The Law as to Attestation of the Will
"no will shall be valid unless-
(a) it is in writing, and signed by the testator or by some other person in his presence and by his direction; and
(b) it appears that the testator intended by his signature to give effect to the will and
(c) the signature is made or acknowledged by the testator in the presence of 2 or more witnesses present at the same time and
(d) each witness either-
(i) attests and signs that will; or
(ii) acknowledges his signature
in the presence of the testator (but not necessarily in the presence of any other witness), but no form of attestation shall be necessary".
The contention is that the Will is invalid because the witnesses were not present at the same time when the deceased signed the Will.
"If a will, on the face of it, appears to be duly executed, the presumption is in favour of due execution applying the principle "omnia praesumuntur rite esse acta". The force of the presumption varies with the circumstances. If the will is entirely regular in form, it is very strong and if the form is irregular and unusual the maxim does not apply with the same force. If the witnesses are entirely ignorant of the details of the execution the presumption is the same. If they professed to remember and states that the will was not duly executed and there is negative evidence is not rebutted by showing that the witnesses are not to be credited, or, taking their statement of the facts, that their memories are defective, the will must be pronounced against. The court does not require direct affirmative evidence of due execution"
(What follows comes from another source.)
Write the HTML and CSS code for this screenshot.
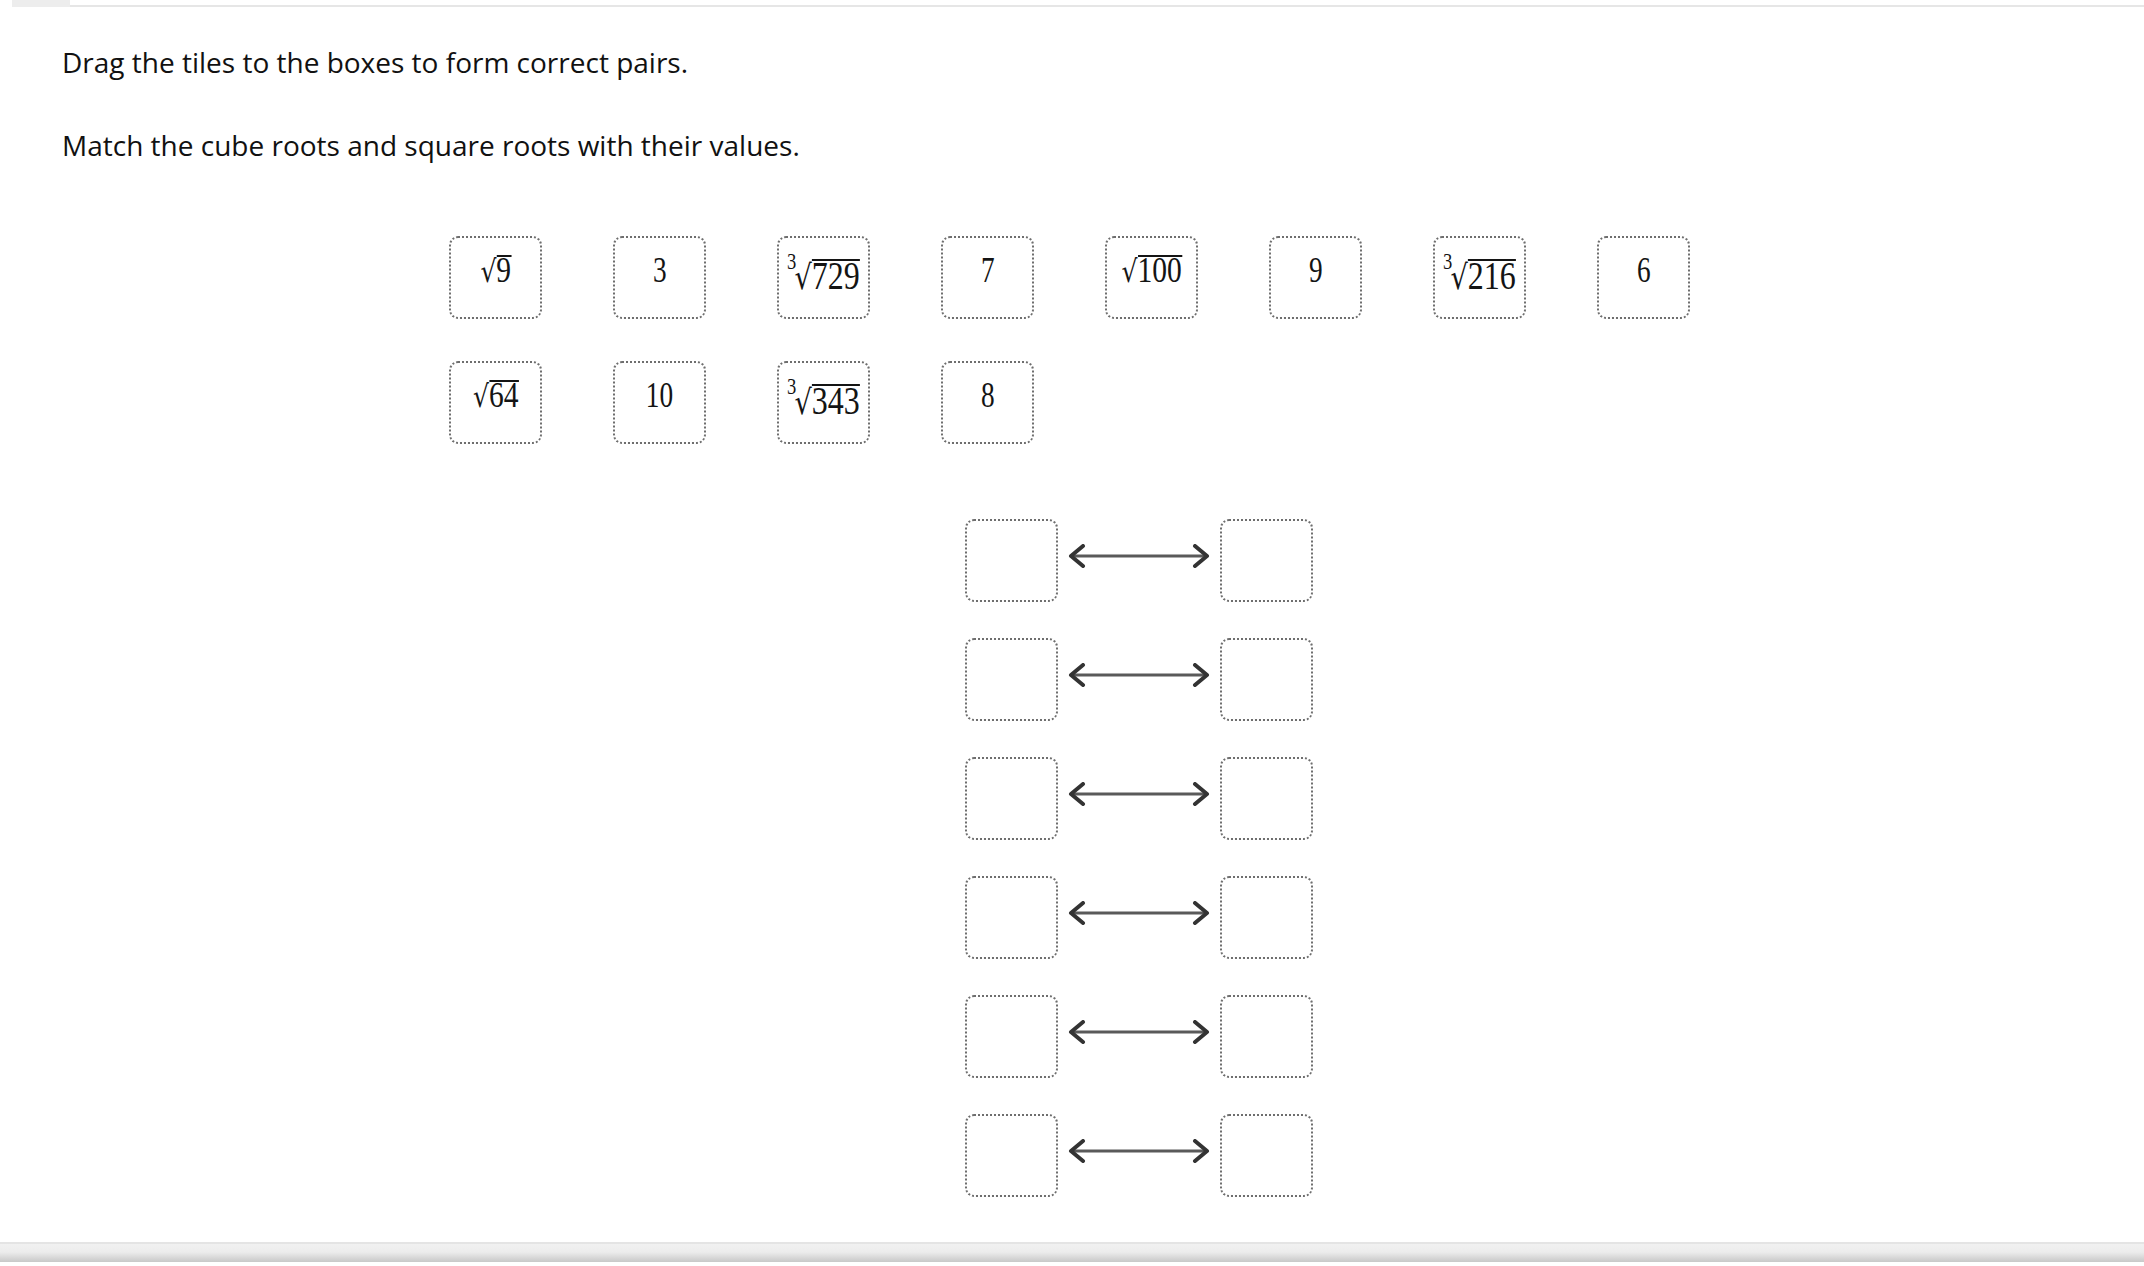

In paragraph 13.3 it is said that
"evidence rebutting the presumption must be positive and reliable………… the burden of proving due execution, whether by presumption or by positive evidence rests on the propounder (in this case the Defendants). The direct evidence of both the attesting witnesses, unless discounted, rebut the presumption and the evidence of one of the witnesses has been held to do so but even an apparently positive recollection of contradicting the attestation clause must be treated with caution" (my emphasis)"
The Law as to Testamentary Capacity
- Understand the nature of his act i.e. executing the will and its effect (i.e. the effect of his wishes being carried out at his death)
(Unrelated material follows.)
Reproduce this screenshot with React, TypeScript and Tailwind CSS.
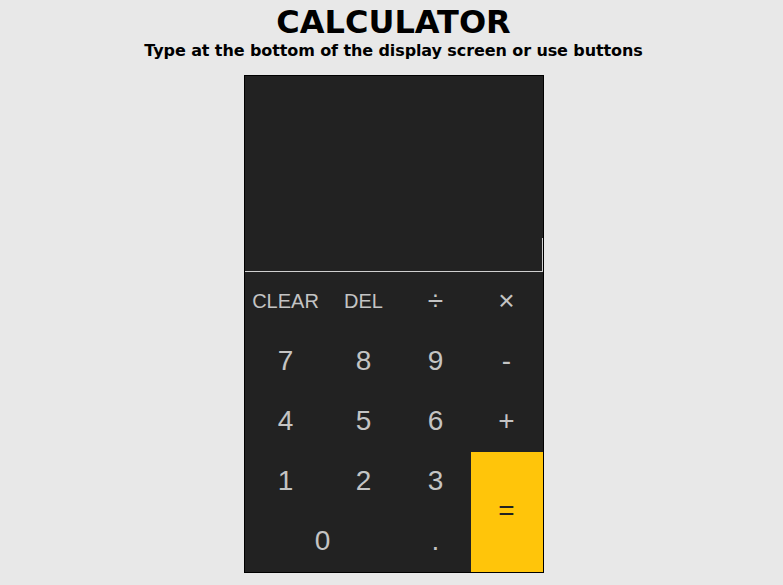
import { useState } from "react";

type Key = { label: string; cls: string };

const keys: Key[] = [
  { label: "CLEAR", cls: "text-[20px] text-[#c4c4c4]" },
  { label: "DEL", cls: "text-[20px] text-[#c4c4c4]" },
  { label: "÷", cls: "text-[28px] text-[#c4c4c4]" },
  { label: "×", cls: "text-[28px] text-[#c4c4c4]" },
  { label: "7", cls: "text-[28px] text-[#c4c4c4]" },
  { label: "8", cls: "text-[28px] text-[#c4c4c4]" },
  { label: "9", cls: "text-[28px] text-[#c4c4c4]" },
  { label: "-", cls: "text-[28px] text-[#c4c4c4]" },
  { label: "4", cls: "text-[28px] text-[#c4c4c4]" },
  { label: "5", cls: "text-[28px] text-[#c4c4c4]" },
  { label: "6", cls: "text-[28px] text-[#c4c4c4]" },
  { label: "+", cls: "text-[28px] text-[#c4c4c4]" },
  { label: "1", cls: "text-[28px] text-[#c4c4c4]" },
  { label: "2", cls: "text-[28px] text-[#c4c4c4]" },
  { label: "3", cls: "text-[28px] text-[#c4c4c4]" },
  { label: "=", cls: "text-[28px] row-span-2 bg-[#ffc50a] text-[#222222]" },
  { label: "0", cls: "text-[28px] col-span-2 text-[#c4c4c4]" },
  { label: ".", cls: "text-[28px] text-[#c4c4c4]" },
];

export default function App() {
  const [value, setValue] = useState("");

  const press = (k: string) => {
    if (k === "CLEAR") setValue("");
    else if (k === "DEL") setValue((v) => v.slice(0, -1));
    else if (k === "=") {
      try {
        const expr = value.replace(/×/g, "*").replace(/÷/g, "/");
        // eslint-disable-next-line no-new-func
        setValue(String(Function(`return (${expr})`)()));
      } catch {
        setValue("Error");
      }
    } else setValue((v) => v + k);
  };

  return (
    <div className="min-h-screen bg-[#e8e8e8] pt-[4px] pl-[4px] flex flex-col items-center font-['DejaVu_Sans',sans-serif] text-black">
      <h1 className="text-[32px] leading-[37px] font-bold">CALCULATOR</h1>
      <p className="text-[16px] leading-[19px] font-bold tracking-[-0.1px]">Type at the bottom of the display screen or use buttons</p>

      <div className="mt-[15px] w-[300px] border border-black bg-[#222222] flex flex-col">
        <div className="h-[196px] flex flex-col justify-end">
          <input
            value={value}
            onChange={(e) => setValue(e.target.value)}
            className="h-[34px] w-[298px] bg-transparent outline-none border-b border-r border-[#d0d0d0] text-right text-[24px] text-[#c4c4c4] px-2 font-['Liberation_Sans',sans-serif]"
          />
        </div>
        <div className="grid grid-cols-[82px_74px_70px_72px] auto-rows-[60px] font-['Liberation_Sans',sans-serif]">
          {keys.map((k) => (
            <button
              key={k.label}
              onClick={() => press(k.label)}
              className={`flex items-center justify-center pb-[2px] ${k.cls}`}
            >
              {k.label}
            </button>
          ))}
        </div>
      </div>
    </div>
  );
}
- Understand and recollect the extent of his property
- Understand the nature and extent of the claims upon him both of those whom he is including in his will and those whom he is excluding from his will
- Not be subject to any disorder of the mind as shall "poison his affections, pervert his sense of right, or prevent the exercise of his natural faculties-that no insane delusion shall influence his will in disposing of his property and bring about a disposal of it which, if the mind had been sound, would not have been made".
- The testator had capacity at the time the instructions were given
- The will is prepared in accordance with those instructions
- At the time the will is executed the testator remembered having given instructions and believes that the will was prepared in accordance with them.
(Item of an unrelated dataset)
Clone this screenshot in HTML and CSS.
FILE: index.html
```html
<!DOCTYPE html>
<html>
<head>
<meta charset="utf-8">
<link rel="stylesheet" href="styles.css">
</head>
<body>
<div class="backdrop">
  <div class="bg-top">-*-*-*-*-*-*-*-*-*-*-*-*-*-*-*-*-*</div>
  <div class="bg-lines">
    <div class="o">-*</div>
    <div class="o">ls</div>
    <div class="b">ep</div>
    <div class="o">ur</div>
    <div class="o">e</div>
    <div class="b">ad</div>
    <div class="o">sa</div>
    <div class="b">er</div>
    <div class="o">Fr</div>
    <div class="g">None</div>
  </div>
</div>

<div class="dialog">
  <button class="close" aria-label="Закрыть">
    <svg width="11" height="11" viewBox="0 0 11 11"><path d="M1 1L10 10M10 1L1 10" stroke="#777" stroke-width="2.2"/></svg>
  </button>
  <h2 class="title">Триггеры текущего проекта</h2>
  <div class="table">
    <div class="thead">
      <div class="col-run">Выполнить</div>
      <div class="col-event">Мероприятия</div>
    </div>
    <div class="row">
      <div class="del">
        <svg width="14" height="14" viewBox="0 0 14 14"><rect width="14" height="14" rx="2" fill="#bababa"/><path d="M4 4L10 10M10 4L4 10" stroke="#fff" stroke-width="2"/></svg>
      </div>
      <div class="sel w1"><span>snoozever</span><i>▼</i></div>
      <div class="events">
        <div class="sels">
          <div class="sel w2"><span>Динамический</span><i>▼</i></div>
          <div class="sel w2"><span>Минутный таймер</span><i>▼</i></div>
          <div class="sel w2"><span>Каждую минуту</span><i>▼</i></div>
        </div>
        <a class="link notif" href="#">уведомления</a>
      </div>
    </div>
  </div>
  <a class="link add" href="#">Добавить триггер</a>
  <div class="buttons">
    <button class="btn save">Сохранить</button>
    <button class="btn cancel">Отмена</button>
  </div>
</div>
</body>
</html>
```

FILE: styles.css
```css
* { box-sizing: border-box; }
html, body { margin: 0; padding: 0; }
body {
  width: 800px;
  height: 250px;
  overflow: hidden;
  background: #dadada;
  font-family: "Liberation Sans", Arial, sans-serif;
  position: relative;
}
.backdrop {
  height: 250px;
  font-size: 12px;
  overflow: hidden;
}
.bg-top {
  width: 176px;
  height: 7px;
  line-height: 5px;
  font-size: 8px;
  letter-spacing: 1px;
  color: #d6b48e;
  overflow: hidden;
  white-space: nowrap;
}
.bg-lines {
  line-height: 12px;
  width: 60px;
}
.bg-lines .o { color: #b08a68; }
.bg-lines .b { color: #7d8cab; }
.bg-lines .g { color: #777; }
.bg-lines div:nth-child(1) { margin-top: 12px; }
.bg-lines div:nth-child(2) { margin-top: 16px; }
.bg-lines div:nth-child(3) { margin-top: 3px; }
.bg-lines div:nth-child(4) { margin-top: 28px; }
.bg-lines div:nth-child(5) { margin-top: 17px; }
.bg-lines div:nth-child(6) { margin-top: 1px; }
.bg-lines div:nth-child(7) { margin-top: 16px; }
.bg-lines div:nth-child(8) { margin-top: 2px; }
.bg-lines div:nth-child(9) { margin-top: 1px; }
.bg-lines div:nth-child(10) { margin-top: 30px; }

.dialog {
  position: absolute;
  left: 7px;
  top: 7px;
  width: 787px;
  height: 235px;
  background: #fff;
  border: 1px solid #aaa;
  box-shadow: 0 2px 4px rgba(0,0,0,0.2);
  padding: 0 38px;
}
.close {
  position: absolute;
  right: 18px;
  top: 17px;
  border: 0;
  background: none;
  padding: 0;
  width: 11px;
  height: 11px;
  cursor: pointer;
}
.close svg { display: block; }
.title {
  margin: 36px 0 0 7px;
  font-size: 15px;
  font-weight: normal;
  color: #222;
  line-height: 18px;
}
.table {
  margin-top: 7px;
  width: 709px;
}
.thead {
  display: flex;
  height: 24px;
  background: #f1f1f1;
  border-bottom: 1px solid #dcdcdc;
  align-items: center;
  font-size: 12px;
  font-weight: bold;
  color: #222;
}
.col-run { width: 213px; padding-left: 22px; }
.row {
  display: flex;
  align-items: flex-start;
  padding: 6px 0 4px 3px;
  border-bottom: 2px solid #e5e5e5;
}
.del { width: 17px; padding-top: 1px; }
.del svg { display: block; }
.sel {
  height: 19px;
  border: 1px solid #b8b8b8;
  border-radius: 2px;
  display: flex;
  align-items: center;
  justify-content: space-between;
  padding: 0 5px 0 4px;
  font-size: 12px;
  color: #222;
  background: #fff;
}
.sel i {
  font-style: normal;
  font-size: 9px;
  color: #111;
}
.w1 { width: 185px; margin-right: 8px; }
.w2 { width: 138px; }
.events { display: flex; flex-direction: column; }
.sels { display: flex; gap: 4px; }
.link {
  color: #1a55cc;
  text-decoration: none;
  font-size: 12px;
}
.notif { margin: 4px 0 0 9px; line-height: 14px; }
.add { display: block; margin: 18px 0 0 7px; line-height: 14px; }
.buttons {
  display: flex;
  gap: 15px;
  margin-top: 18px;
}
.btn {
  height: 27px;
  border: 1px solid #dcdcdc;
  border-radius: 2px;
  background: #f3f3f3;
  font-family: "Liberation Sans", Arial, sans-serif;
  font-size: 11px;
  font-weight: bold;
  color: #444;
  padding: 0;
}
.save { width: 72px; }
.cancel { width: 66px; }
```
"….. Although talk of presumptions and their rebuttal is not regarded as especially helpful nowadays, the courts realistically recognise that, for example, if a properly executed will has been professionally prepared on instructions and then explained by an independent and experienced solicitor to the maker of the will, it will be markedly more difficult to challenge its validity on the grounds of either lack of mental capacity or want of knowledge and approval than in a case where those prudent procedures have not been followed"
And at paragraph 60 he says;
"my concern is that the courts should not too readily upset, on the grounds of lack of mental capacity, will that has been drafted by an experienced independent lawyer. If, as here, an experienced lawyer has been instructed and has formed the opinion from a meeting or meetings that the testatrix understands what she is doing, the will so drafted and executed should only be set aside on the clearest evidence of lack of mental capacity."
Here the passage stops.